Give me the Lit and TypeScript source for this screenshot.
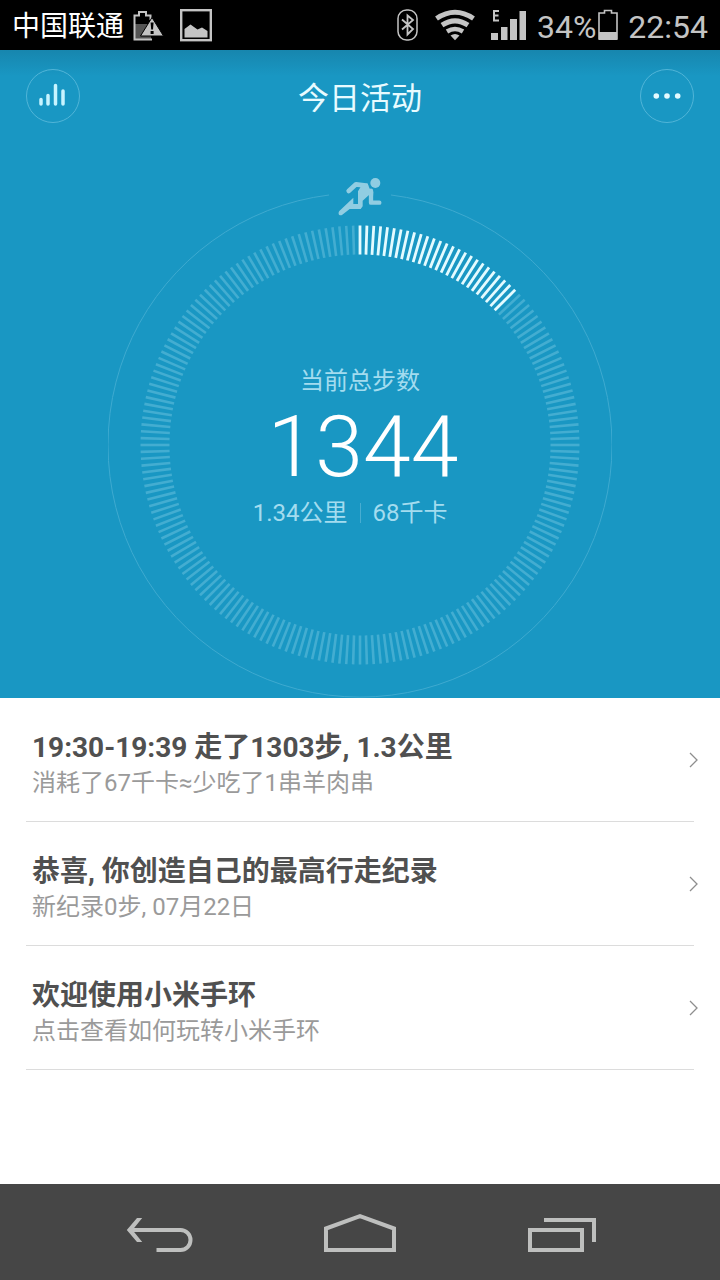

* * *

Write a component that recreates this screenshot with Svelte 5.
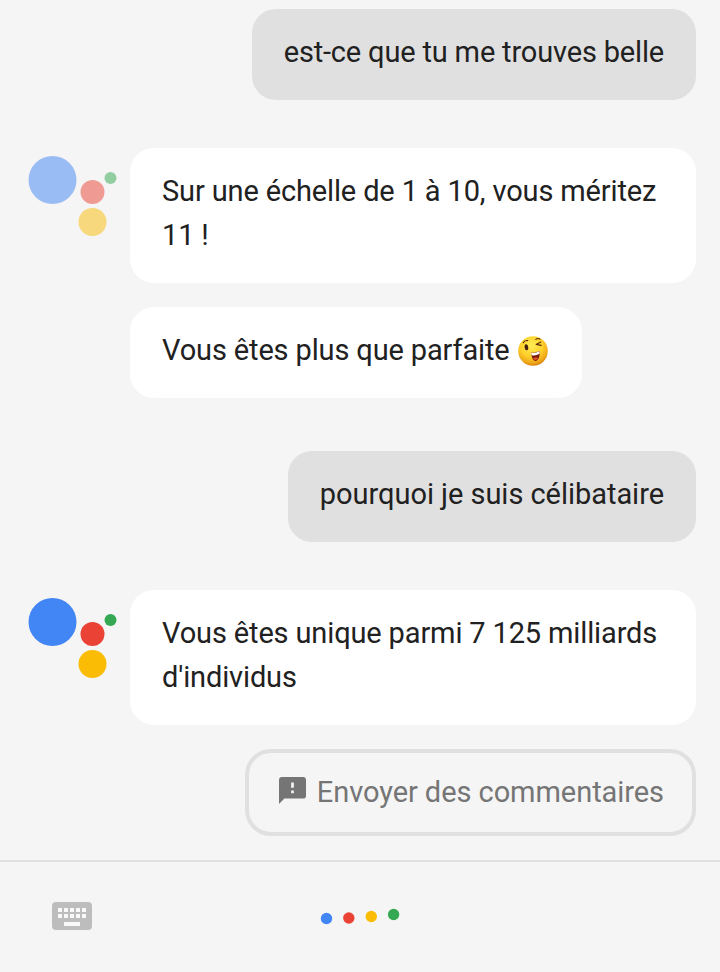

* * *

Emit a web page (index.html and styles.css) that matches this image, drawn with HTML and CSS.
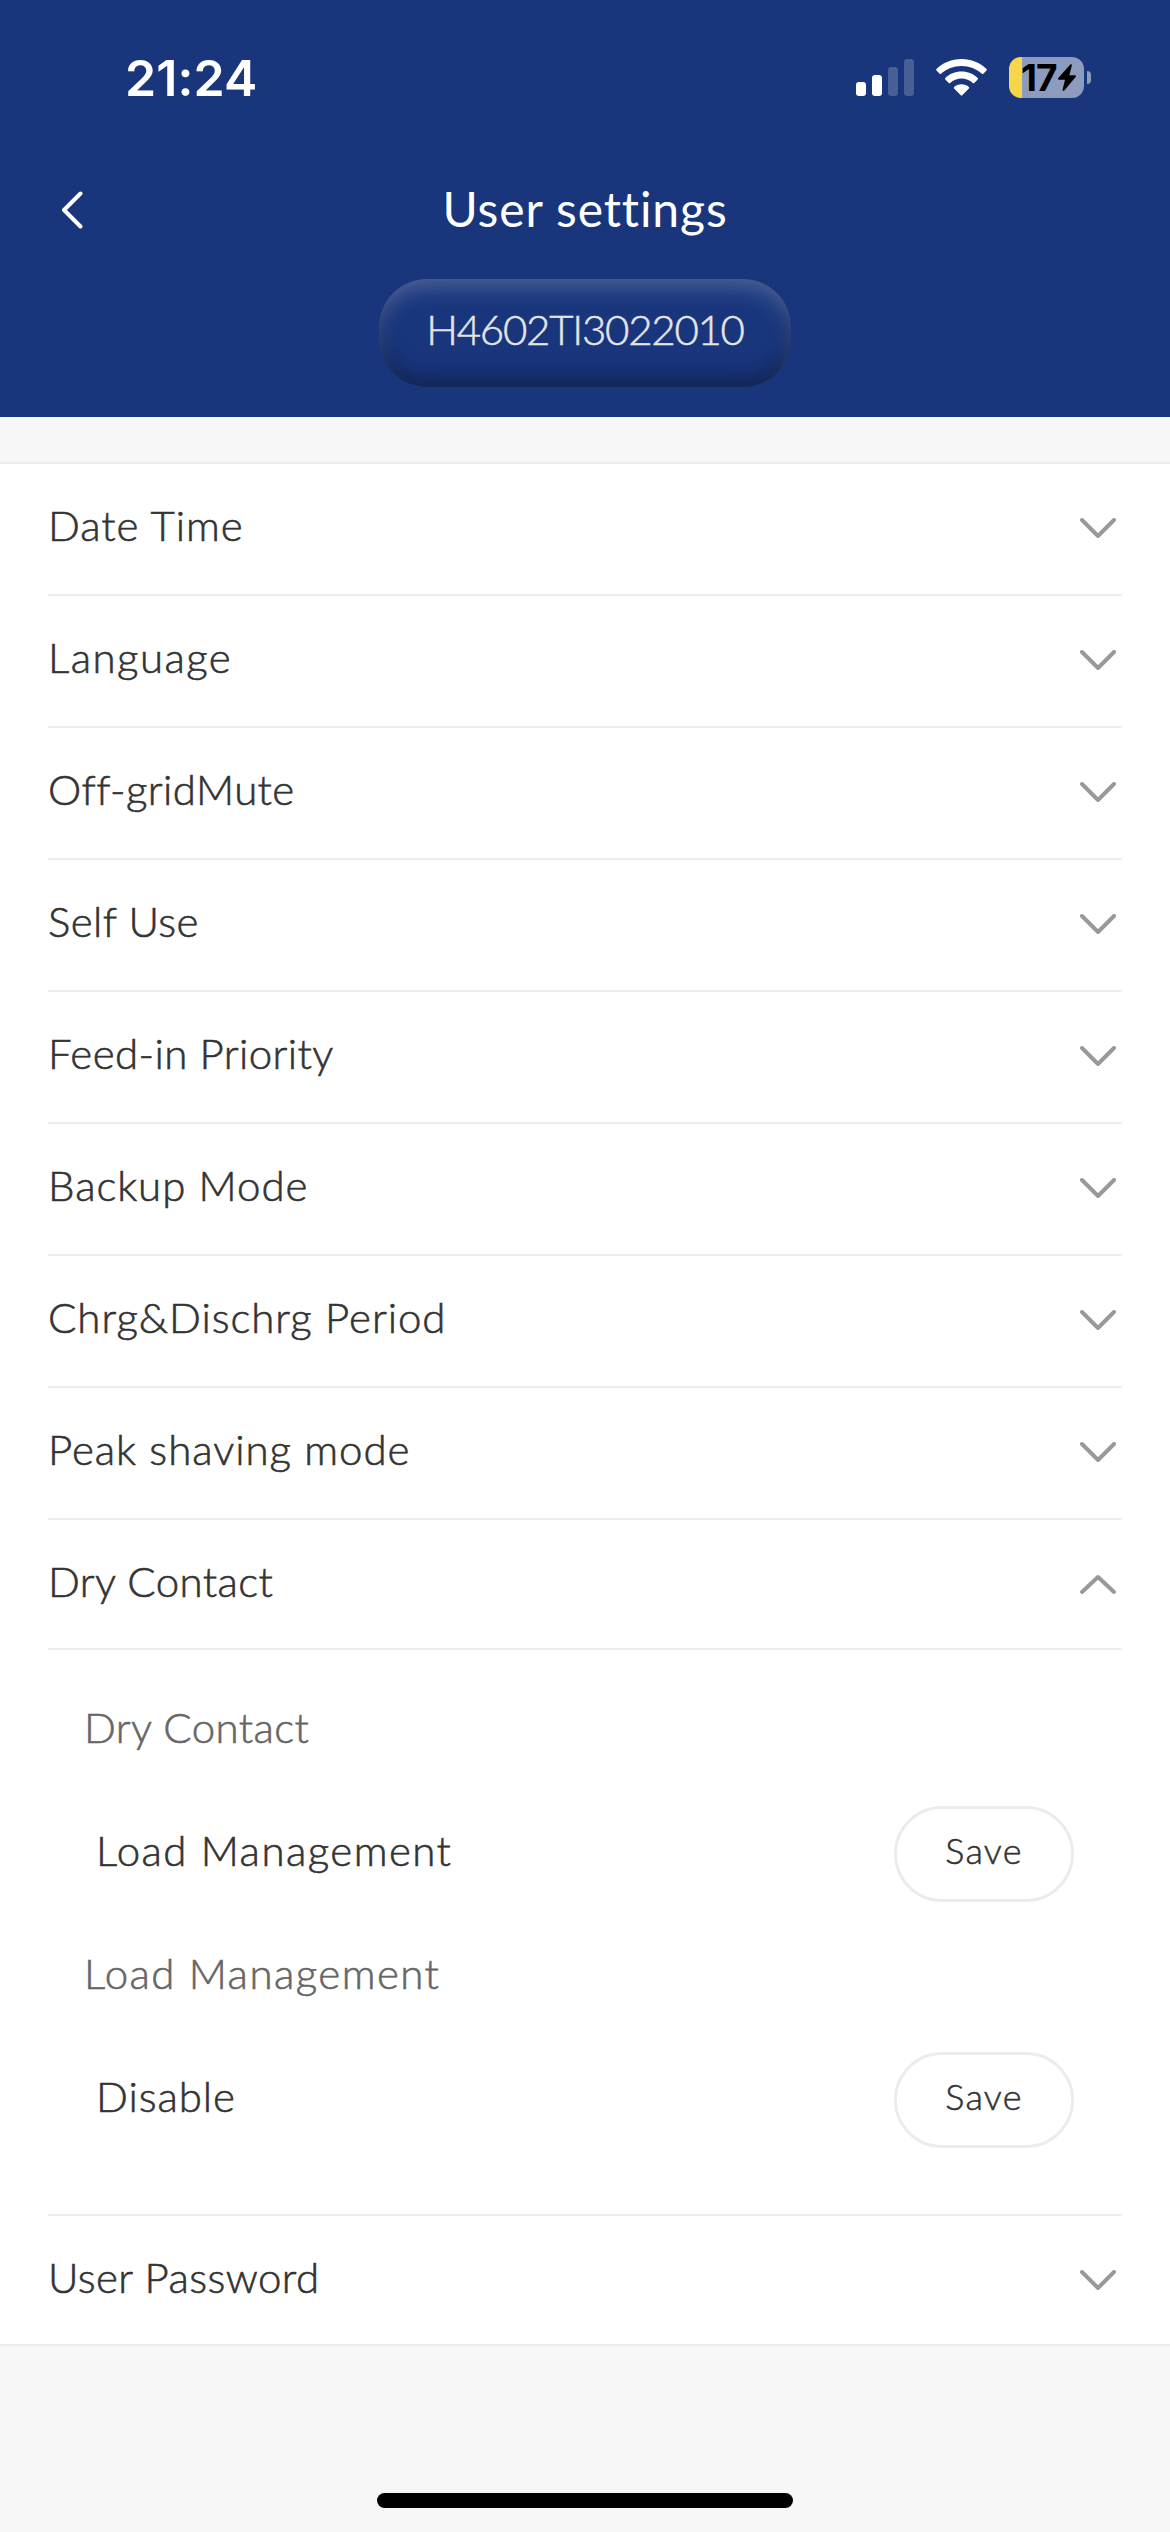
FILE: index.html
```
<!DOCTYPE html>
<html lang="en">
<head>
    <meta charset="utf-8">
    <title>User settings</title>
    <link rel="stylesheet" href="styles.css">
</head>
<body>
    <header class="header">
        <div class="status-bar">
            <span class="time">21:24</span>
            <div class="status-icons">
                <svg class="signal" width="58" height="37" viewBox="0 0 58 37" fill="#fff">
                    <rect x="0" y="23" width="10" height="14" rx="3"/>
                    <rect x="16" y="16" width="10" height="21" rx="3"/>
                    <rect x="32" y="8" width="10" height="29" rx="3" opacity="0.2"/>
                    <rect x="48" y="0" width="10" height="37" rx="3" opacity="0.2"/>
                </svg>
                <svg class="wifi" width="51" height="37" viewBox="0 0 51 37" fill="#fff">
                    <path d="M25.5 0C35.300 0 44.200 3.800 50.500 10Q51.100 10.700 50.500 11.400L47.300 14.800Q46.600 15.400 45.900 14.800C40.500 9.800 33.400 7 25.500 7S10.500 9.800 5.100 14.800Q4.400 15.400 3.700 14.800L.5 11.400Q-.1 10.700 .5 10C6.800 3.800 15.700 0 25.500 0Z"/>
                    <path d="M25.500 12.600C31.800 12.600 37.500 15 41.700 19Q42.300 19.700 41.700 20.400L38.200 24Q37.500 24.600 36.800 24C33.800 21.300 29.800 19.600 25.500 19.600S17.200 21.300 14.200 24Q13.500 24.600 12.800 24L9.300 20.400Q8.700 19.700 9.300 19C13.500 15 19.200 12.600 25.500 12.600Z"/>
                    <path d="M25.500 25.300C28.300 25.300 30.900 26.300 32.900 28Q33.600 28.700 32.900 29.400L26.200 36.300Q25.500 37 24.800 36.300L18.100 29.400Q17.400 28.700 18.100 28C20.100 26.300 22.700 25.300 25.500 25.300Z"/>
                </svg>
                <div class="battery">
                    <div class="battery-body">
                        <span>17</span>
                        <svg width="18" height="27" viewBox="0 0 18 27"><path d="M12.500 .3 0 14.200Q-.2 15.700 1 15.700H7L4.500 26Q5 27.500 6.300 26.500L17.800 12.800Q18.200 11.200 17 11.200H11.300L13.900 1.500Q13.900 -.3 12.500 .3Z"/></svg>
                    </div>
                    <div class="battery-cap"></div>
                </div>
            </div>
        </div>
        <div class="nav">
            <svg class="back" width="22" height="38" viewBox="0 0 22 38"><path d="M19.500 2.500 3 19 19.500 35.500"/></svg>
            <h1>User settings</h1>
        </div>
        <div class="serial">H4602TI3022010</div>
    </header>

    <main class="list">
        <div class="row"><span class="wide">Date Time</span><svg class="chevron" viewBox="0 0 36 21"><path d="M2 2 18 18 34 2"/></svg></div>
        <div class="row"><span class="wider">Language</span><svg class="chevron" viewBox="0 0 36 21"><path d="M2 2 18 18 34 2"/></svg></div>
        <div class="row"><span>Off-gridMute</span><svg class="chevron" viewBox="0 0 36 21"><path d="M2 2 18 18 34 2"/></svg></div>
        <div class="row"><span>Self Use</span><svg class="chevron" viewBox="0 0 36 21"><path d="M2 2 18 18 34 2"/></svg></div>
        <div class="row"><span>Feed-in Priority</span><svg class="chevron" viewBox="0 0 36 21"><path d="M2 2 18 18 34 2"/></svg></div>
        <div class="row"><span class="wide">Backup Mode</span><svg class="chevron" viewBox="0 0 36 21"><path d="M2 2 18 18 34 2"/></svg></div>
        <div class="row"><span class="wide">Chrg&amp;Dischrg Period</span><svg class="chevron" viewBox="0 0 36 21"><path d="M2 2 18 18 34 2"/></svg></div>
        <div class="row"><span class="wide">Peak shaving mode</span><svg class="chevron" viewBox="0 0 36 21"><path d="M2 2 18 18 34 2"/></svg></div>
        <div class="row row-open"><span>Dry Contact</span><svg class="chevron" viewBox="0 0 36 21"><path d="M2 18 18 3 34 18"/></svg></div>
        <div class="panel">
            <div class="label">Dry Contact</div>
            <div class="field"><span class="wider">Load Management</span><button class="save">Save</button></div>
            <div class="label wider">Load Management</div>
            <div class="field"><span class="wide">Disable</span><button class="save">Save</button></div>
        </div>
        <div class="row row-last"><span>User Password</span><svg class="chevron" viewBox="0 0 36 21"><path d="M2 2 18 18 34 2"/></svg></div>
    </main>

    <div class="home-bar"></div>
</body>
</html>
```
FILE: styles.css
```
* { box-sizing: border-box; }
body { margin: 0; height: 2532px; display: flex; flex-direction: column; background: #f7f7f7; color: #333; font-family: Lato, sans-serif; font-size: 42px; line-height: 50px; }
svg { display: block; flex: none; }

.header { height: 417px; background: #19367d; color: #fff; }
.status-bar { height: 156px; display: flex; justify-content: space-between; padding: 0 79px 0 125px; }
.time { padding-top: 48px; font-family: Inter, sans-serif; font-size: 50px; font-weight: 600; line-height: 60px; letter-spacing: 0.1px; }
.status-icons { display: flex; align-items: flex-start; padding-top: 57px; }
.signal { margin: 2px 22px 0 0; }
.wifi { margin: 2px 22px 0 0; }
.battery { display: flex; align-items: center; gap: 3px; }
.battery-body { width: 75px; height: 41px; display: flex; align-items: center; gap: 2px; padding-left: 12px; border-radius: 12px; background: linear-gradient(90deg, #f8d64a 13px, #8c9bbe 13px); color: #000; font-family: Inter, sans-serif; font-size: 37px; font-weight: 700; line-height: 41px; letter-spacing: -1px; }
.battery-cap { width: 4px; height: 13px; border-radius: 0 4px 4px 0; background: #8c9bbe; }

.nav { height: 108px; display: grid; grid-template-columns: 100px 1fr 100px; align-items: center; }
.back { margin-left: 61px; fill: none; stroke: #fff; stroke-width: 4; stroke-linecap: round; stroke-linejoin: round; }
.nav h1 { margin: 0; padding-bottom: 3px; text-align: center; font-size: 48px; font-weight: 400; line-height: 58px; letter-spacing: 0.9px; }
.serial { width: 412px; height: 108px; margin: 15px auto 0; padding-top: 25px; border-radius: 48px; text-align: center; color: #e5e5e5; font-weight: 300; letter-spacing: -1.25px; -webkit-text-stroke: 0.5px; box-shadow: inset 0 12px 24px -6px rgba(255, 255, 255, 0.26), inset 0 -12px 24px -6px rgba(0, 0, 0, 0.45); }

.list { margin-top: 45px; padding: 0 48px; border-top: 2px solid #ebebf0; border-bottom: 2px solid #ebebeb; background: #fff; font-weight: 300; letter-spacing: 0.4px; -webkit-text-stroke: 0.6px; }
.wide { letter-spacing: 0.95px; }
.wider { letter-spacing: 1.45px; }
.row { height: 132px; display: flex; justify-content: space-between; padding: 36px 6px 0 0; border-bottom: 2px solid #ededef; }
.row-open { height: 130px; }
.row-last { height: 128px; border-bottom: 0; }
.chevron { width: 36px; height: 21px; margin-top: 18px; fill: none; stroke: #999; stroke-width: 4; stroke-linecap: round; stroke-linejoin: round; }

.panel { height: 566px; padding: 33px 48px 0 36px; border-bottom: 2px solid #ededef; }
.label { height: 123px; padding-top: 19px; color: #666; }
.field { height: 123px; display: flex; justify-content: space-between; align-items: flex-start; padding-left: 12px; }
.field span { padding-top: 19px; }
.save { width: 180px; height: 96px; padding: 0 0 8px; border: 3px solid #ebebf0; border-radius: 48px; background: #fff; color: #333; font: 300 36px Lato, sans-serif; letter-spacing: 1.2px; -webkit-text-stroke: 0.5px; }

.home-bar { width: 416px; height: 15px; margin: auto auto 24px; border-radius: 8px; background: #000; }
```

▶ [TASK STATEMENT] Which lines hold the string "index"? Copy all of them from the data above.

▶ [ANSWER BELOW]
Emit a web page (index.html and styles.css) that matches this image, drawn with HTML and CSS.
FILE: index.html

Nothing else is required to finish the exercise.